* **WHAT IS ASKED**:
Show all lines holding the string "that".

* **INFORMATION SUPPLIED**:
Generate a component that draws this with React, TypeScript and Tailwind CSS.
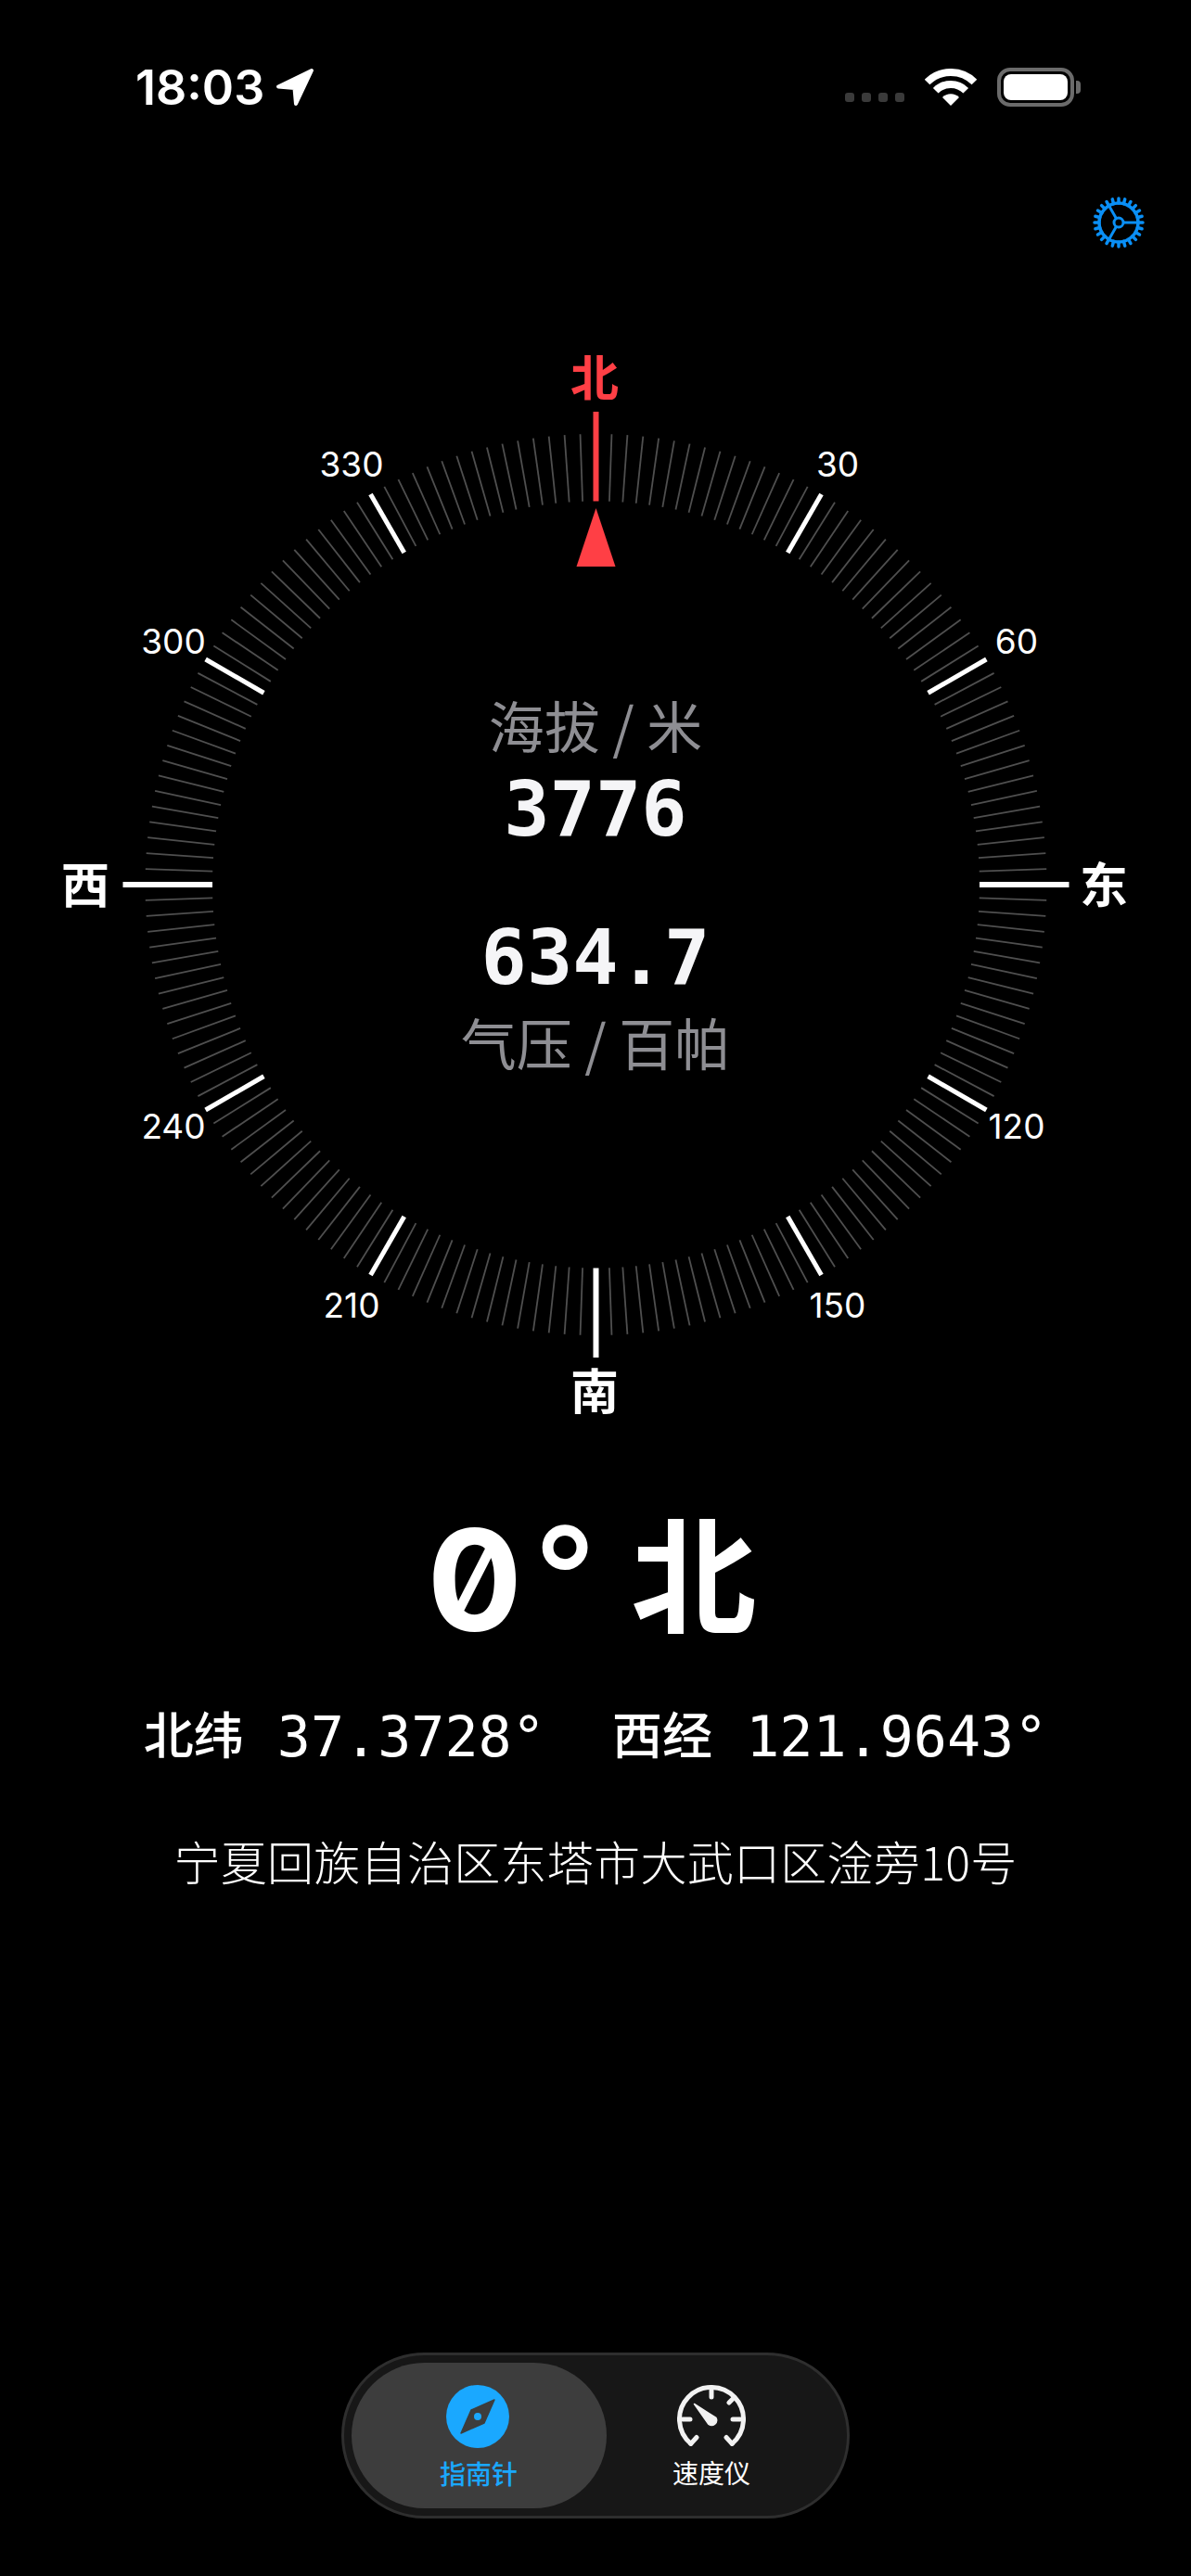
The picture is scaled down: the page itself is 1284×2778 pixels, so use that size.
const MONO = "font-['DejaVu_Sans_Mono','Noto_Sans_CJK_SC',monospace]";

const CX = 520.5;
const CY = 575;

function polar(deg: number, r: number) {
  const a = ((deg - 90) * Math.PI) / 180;
  return { x: CX + r * Math.cos(a), y: CY + r * Math.sin(a) };
}

function Dial() {
  const ticks = [];
  for (let deg = 0; deg < 360; deg += 2) {
    const cardinal = deg % 90 === 0;
    const major = deg % 30 === 0;
    const from = polar(deg, 413.5);
    const to = polar(deg, cardinal ? 510 : 486);
    ticks.push(
      <line
        key={deg}
        x1={from.x}
        y1={from.y}
        x2={to.x}
        y2={to.y}
        stroke={deg === 0 ? "#ff3f45" : major ? "#ffffff" : "#4f4f4f"}
        strokeWidth={cardinal ? 6 : major ? 5 : 1.8}
      />
    );
  }
  return (
    <svg className="absolute left-[122px] top-0 w-[1040px] h-[1150px]" viewBox="0 0 1040 1150">
      {ticks}
      <polygon points={`${CX},169 ${CX - 21},232 ${CX + 21},232`} fill="#ff3f45" />
    </svg>
  );
}

const degreeLabels = [
  { text: "330", className: "left-[379px] top-[122px]" },
  { text: "30", className: "left-[903px] top-[122px]" },
  { text: "300", className: "left-[187px] top-[313px]" },
  { text: "60", className: "left-[1096px] top-[313px]" },
  { text: "240", className: "left-[187px] top-[836px]" },
  { text: "120", className: "left-[1096px] top-[836px]" },
  { text: "210", className: "left-[379px] top-[1029px]" },
  { text: "150", className: "left-[903px] top-[1029px]" },
];

const cardinalLabels = [
  { text: "北", className: "left-[641px] top-[26px] text-[#ff3f45]" },
  { text: "东", className: "left-[1190px] top-[573px] text-white" },
  { text: "南", className: "left-[641px] top-[1119px] text-white" },
  { text: "西", className: "left-[92px] top-[573px] text-white" },
];

function LocationArrow() {
  return (
    <svg className="w-[42px] h-[42px]" viewBox="0 0 42 42">
      <path d="M39 3 3 20.500 20.500 22 22 39Z" fill="#fff" stroke="#fff" strokeWidth="4" strokeLinejoin="round" />
    </svg>
  );
}

function Wifi() {
  return (
    <svg className="w-[56px] h-[40px]" viewBox="0 0 56 40" fill="none">
      <path d="M2.540 14.540A36 36 0 0 1 53.460 14.540" stroke="#fff" strokeWidth="8" />
      <path d="M11.740 23.740A23 23 0 0 1 44.260 23.740" stroke="#fff" strokeWidth="8" />
      <path d="M28 40 19 31A12.700 12.700 0 0 1 37 31Z" fill="#fff" />
    </svg>
  );
}

function StatusBar() {
  return (
    <div className="flex items-center justify-between h-[188px] pl-[146px] pr-[119px]">
      <div className="flex items-center gap-[12px]">
        <span className="font-['Inter',sans-serif] font-semibold text-[52px] leading-none text-white mt-[2px]">18:03</span>
        <LocationArrow />
      </div>
      <div className="flex items-center">
        <div className="flex gap-[8px] mt-[22px] mr-[22px]">
          <div className="w-[10px] h-[10px] rounded-[3px] bg-[#3a3a3a]" />
          <div className="w-[10px] h-[10px] rounded-[3px] bg-[#3a3a3a]" />
          <div className="w-[10px] h-[10px] rounded-[3px] bg-[#3a3a3a]" />
          <div className="w-[10px] h-[10px] rounded-[3px] bg-[#3a3a3a]" />
        </div>
        <Wifi />
        <div className="flex items-center ml-[22px]">
          <div className="w-[83px] h-[42px] rounded-[14px] border-[4px] border-[#6b6b6b] p-[3px]">
            <div className="w-full h-full rounded-[8px] bg-white" />
          </div>
          <div className="w-[5px] h-[14px] ml-[2px] rounded-r-[4px] bg-[#6b6b6b]" />
        </div>
      </div>
    </div>
  );
}

function GearIcon() {
  const teeth = [];
  for (let i = 0; i < 24; i++) {
    const a = (i * 15 * Math.PI) / 180;
    teeth.push(
      <line
        key={i}
        x1={28 + 21 * Math.cos(a)}
        y1={28 + 21 * Math.sin(a)}
        x2={28 + 26 * Math.cos(a)}
        y2={28 + 26 * Math.sin(a)}
        strokeWidth="3.5"
        strokeLinecap="round"
      />
    );
  }
  return (
    <svg className="w-[56px] h-[56px]" viewBox="0 0 56 56" fill="none" stroke="#0a8ff5">
      {teeth}
      <circle cx="28" cy="28" r="21" strokeWidth="3.500" />
      <circle cx="28" cy="28" r="5" strokeWidth="3" />
      <path d="M33 28H49M25.500 23.700 17.500 9.800M25.500 32.300 17.500 46.200" strokeWidth="3" />
    </svg>
  );
}

function CompassIcon() {
  return (
    <svg className="w-[68px] h-[68px] mr-[3px]" viewBox="0 0 68 68">
      <circle cx="34" cy="34" r="34" fill="#1aa8ff" />
      <path d="M52 16 41 41 16 52 27 27Z" fill="#3d3d3d" stroke="#3d3d3d" strokeWidth="1.500" strokeLinejoin="round" />
      <circle cx="34" cy="34" r="4" fill="#1aa8ff" />
    </svg>
  );
}

function SpeedIcon() {
  return (
    <svg className="w-[74px] h-[68px]" viewBox="0 0 74 68" fill="none" stroke="#f2f2f2" strokeLinecap="round">
      <path d="M14.800 63.400A34.500 34.500 0 1 1 59.200 63.400" strokeWidth="5" />
      <path d="M14.800 63.400 21 56.500M59.200 63.400 53 56.500M37 6V13M61.500 13.500 56 19M6 37H14M60 37H68" strokeWidth="5" />
      <path d="M18.500 20.500 42 35.500A5.500 5.500 0 0 1 34 42.500Z" fill="#f2f2f2" stroke="#f2f2f2" strokeWidth="1.500" strokeLinejoin="round" />
    </svg>
  );
}

export default function App() {
  return (
    <div className="flex flex-col w-[1284px] h-[2778px] bg-black overflow-hidden font-['Noto_Sans_CJK_SC',sans-serif]">
      <StatusBar />

      <div className="flex justify-end h-[56px] mt-[24px] pr-[50px]">
        <GearIcon />
      </div>

      {/* Compass dial */}
      <div className="relative flex items-center justify-center h-[1150px] mt-[111px] w-full">
        <Dial />
        {degreeLabels.map((l) => (
          <span
            key={l.text}
            className={`absolute -translate-x-1/2 -translate-y-1/2 font-['Inter',sans-serif] text-[37px] leading-[44px] text-white ${l.className}`}
          >
            {l.text}
          </span>
        ))}
        {cardinalLabels.map((l) => (
          <span
            key={l.text}
            className={`absolute -translate-x-1/2 -translate-y-1/2 font-bold text-[52px] leading-[60px] ${l.className}`}
          >
            {l.text}
          </span>
        ))}
        <div className="relative flex flex-col items-center mb-[4px]">
          <div className="text-[60px] leading-[70px] text-[#8e8e93]">海拔 / 米</div>
          <div className={`${MONO} mt-[17px] font-bold text-[82px] leading-[80px] text-[#f5f5f7]`}>3776</div>
          <div className={`${MONO} mt-[80px] font-bold text-[82px] leading-[80px] text-[#f5f5f7]`}>634.7</div>
          <div className="mt-[15px] text-[60px] leading-[70px] text-[#8e8e93]">气压 / 百帕</div>
        </div>
      </div>

      <div className={`${MONO} flex items-center justify-center mt-[90px] h-[170px] pr-[8px] font-bold text-white`}>
        <span className="font-['Inter',sans-serif] slashed-zero text-[152px] leading-none">0</span>
        <span className="ml-[1px] text-[150px] leading-none">°</span>
        <span className="ml-[26px] text-[135px] leading-none">北</span>
      </div>

      <div className={`${MONO} flex items-center justify-center mt-[49px] h-[70px] whitespace-pre text-[60px] text-white`}>
        <span className="text-[54px] font-medium">北纬</span>
        {" 37.3728°  "}
        <span className="text-[54px] font-medium">西经</span>
        {" 121.9643°"}
      </div>

      <div className="mt-[68px] h-[60px] text-center font-light tracking-[0.3px] text-[50px] leading-[60px] text-white">
        宁夏回族自治区东塔市大武口区淦旁10号
      </div>

      {/* Tab bar */}
      <div className="flex justify-center mt-auto pb-[62px]">
        <div className="flex w-[548px] h-[179px] p-[8px] rounded-full border-[3px] border-[#2e2e2e] bg-[#171717]">
          <div className="flex flex-col items-center justify-center gap-[10px] w-[275px] pt-[3px] rounded-full bg-[#3d3d3d]">
            <CompassIcon />
            <span className="text-[28px] leading-[34px] font-medium text-[#1aa8ff] mr-[1px]">指南针</span>
          </div>
          <div className="flex flex-col items-center justify-center gap-[9px] w-[226px] pt-[2px]">
            <SpeedIcon />
            <span className="text-[28px] leading-[34px] text-white">速度仪</span>
          </div>
        </div>
      </div>
    </div>
  );
}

* **EXERCISE SOLUTION**:
Generate a component that draws this with React, TypeScript and Tailwind CSS.
The picture is scaled down: the page itself is 1284×2778 pixels, so use that size.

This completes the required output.